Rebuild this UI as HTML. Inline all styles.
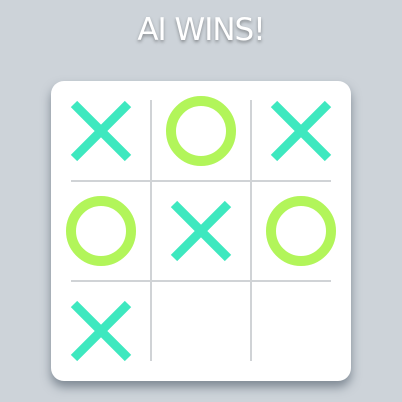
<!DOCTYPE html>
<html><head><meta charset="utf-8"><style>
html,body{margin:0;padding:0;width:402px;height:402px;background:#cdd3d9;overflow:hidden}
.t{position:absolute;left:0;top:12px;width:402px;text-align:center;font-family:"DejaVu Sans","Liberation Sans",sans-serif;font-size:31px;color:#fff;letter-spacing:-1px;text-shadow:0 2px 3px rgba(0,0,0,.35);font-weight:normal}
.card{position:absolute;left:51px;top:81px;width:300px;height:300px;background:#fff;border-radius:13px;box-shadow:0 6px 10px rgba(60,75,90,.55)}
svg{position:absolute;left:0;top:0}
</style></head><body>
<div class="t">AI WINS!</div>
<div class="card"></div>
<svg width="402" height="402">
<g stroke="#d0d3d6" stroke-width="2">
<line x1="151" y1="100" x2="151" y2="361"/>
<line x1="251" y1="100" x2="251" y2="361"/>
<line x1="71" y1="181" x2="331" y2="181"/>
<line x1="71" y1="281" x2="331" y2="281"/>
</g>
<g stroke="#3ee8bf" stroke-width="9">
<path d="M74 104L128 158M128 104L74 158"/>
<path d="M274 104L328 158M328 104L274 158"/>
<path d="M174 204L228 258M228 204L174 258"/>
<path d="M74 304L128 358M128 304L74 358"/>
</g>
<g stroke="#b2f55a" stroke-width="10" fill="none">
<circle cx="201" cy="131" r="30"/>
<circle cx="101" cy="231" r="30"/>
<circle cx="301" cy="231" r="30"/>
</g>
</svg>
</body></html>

Exercise: Give back every line exactly as it stands, pictures excluded.

Output for this exercise:
Rebuild this UI as HTML. Inline all styles.
<!DOCTYPE html>
<html><head><meta charset="utf-8"><style>
html,body{margin:0;padding:0;width:402px;height:402px;background:#cdd3d9;overflow:hidden}
.t{position:absolute;left:0;top:12px;width:402px;text-align:center;font-family:"DejaVu Sans","Liberation Sans",sans-serif;font-size:31px;color:#fff;letter-spacing:-1px;text-shadow:0 2px 3px rgba(0,0,0,.35);font-weight:normal}
.card{position:absolute;left:51px;top:81px;width:300px;height:300px;background:#fff;border-radius:13px;box-shadow:0 6px 10px rgba(60,75,90,.55)}
svg{position:absolute;left:0;top:0}
</style></head><body>
<div class="t">AI WINS!</div>
<div class="card"></div>
<svg width="402" height="402">
<g stroke="#d0d3d6" stroke-width="2">
<line x1="151" y1="100" x2="151" y2="361"/>
<line x1="251" y1="100" x2="251" y2="361"/>
<line x1="71" y1="181" x2="331" y2="181"/>
<line x1="71" y1="281" x2="331" y2="281"/>
</g>
<g stroke="#3ee8bf" stroke-width="9">
<path d="M74 104L128 158M128 104L74 158"/>
<path d="M274 104L328 158M328 104L274 158"/>
<path d="M174 204L228 258M228 204L174 258"/>
<path d="M74 304L128 358M128 304L74 358"/>
</g>
<g stroke="#b2f55a" stroke-width="10" fill="none">
<circle cx="201" cy="131" r="30"/>
<circle cx="101" cy="231" r="30"/>
<circle cx="301" cy="231" r="30"/>
</g>
</svg>
</body></html>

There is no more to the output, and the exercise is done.